— Begin RECORDED INFORMATION —

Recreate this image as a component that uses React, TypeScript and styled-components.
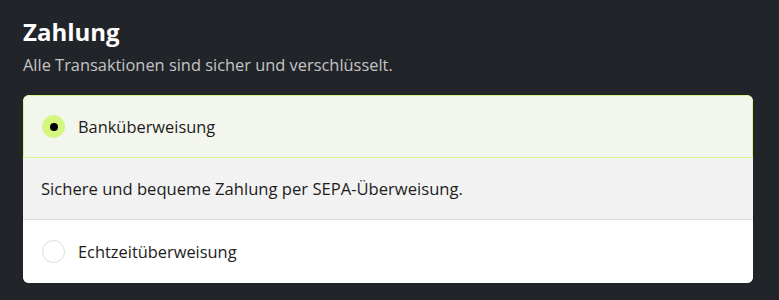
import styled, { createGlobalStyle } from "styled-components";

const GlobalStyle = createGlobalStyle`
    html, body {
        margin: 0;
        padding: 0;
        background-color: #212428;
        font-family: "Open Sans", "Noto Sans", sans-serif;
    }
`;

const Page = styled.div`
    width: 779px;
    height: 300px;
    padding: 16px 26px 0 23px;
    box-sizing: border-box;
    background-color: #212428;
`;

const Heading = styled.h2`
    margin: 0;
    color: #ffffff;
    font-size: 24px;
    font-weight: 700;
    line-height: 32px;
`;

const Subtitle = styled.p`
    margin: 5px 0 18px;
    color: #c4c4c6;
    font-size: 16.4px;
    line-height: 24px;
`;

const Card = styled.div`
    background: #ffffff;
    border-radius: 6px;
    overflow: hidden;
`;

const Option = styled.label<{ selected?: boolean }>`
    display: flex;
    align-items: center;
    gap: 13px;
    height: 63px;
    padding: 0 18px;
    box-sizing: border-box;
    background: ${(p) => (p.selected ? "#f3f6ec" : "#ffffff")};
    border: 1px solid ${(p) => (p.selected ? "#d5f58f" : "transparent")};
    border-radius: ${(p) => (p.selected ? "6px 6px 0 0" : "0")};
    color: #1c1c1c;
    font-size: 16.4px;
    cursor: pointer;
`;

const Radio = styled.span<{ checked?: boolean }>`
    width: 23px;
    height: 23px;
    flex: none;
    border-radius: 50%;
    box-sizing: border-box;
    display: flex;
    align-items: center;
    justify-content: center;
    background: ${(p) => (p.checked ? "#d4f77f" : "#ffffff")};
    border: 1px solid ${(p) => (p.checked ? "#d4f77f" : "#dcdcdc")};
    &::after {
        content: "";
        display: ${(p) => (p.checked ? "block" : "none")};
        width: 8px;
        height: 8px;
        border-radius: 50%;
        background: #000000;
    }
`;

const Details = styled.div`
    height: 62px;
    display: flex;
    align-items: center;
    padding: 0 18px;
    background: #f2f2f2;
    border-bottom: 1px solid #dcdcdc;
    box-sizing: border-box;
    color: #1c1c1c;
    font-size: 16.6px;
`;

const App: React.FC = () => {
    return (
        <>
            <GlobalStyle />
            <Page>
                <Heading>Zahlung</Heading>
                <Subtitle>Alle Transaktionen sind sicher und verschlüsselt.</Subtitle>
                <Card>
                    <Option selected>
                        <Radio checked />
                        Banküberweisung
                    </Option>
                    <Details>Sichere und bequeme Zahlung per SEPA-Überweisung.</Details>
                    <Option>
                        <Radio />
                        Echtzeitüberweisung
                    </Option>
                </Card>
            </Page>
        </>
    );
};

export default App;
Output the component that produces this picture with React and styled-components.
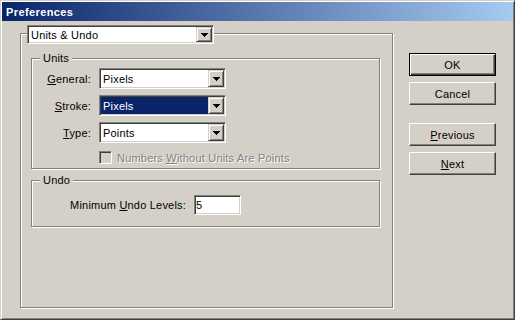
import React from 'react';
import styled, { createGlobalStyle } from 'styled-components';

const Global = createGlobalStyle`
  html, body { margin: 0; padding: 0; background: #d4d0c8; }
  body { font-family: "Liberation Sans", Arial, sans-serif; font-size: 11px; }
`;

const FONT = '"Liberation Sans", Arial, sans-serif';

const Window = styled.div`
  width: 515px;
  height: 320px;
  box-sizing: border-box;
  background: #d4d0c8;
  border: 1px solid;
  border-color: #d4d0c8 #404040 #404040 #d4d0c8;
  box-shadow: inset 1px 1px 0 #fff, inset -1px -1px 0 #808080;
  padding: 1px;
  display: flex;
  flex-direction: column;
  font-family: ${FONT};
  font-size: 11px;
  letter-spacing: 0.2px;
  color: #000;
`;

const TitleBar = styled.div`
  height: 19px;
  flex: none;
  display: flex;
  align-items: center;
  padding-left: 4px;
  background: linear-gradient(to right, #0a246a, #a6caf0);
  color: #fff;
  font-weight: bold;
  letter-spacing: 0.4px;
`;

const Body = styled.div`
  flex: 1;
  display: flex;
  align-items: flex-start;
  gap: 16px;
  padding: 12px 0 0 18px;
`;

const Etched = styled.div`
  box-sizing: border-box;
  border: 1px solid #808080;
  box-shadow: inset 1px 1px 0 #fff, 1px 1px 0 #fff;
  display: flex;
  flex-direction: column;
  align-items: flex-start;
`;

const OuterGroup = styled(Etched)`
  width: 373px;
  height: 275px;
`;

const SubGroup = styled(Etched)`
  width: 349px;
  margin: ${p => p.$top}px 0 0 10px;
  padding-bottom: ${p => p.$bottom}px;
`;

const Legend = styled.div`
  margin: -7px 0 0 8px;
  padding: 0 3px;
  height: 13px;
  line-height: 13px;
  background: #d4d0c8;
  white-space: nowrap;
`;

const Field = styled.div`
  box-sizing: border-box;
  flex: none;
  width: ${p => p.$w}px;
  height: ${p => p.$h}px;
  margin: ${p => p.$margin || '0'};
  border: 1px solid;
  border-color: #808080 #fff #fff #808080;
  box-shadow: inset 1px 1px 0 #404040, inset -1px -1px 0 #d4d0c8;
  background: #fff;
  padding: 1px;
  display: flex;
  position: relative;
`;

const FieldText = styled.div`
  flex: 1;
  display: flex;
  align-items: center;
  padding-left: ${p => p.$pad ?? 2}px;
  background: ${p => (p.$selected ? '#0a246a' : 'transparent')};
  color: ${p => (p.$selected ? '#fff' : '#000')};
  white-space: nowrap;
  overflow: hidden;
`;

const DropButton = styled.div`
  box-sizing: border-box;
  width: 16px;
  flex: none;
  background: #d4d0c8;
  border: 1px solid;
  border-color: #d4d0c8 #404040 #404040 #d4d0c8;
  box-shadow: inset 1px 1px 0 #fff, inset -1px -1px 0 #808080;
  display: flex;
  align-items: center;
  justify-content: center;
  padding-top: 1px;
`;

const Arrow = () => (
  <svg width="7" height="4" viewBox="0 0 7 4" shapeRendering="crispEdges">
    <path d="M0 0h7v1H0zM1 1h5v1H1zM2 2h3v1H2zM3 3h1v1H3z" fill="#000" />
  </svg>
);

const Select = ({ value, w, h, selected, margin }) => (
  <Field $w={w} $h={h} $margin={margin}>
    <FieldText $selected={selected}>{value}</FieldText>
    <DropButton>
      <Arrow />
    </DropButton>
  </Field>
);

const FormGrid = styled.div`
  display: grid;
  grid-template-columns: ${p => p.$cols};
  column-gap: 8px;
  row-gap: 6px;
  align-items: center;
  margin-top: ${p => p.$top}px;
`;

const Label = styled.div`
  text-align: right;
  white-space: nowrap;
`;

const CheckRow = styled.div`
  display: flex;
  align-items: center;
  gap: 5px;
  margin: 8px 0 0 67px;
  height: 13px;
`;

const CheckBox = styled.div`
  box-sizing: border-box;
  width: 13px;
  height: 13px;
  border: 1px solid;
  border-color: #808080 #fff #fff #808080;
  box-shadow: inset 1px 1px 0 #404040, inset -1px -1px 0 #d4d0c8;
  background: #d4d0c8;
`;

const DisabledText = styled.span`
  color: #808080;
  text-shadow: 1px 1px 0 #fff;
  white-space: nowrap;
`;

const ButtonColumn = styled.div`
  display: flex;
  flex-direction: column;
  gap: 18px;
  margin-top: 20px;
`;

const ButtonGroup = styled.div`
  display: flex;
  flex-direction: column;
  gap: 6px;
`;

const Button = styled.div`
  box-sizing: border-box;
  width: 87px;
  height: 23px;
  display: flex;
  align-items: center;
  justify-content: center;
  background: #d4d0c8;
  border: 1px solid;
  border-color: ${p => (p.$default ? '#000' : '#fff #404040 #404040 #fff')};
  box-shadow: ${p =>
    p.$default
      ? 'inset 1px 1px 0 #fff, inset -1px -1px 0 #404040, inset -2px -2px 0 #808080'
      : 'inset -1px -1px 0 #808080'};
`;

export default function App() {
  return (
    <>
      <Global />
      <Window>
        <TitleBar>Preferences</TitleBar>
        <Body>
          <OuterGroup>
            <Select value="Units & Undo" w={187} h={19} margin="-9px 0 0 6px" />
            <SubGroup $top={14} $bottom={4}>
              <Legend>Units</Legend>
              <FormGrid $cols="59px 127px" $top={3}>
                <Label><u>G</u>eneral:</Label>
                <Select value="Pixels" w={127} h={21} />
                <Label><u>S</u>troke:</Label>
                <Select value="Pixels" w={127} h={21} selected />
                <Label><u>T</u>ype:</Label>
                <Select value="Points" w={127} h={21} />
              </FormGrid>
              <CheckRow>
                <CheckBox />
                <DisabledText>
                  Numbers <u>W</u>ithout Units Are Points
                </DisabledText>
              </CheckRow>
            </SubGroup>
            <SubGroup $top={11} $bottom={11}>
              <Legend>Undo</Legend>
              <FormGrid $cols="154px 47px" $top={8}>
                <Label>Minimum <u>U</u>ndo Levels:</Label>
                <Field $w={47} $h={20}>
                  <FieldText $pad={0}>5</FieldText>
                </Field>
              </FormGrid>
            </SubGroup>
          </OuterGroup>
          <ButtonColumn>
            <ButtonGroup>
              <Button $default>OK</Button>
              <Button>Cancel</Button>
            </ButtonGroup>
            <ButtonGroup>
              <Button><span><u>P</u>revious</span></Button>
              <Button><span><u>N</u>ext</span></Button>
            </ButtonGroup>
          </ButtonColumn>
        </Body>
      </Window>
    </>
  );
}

— End RECORDED INFORMATION —

### STATED PROBLEM
Copy every line of the data that holds the string "React".

### RESULT BELOW
Recreate this image as a component that uses React, TypeScript and styled-components.
const App: React.FC = () => {
Output the component that produces this picture with React and styled-components.
import React from 'react';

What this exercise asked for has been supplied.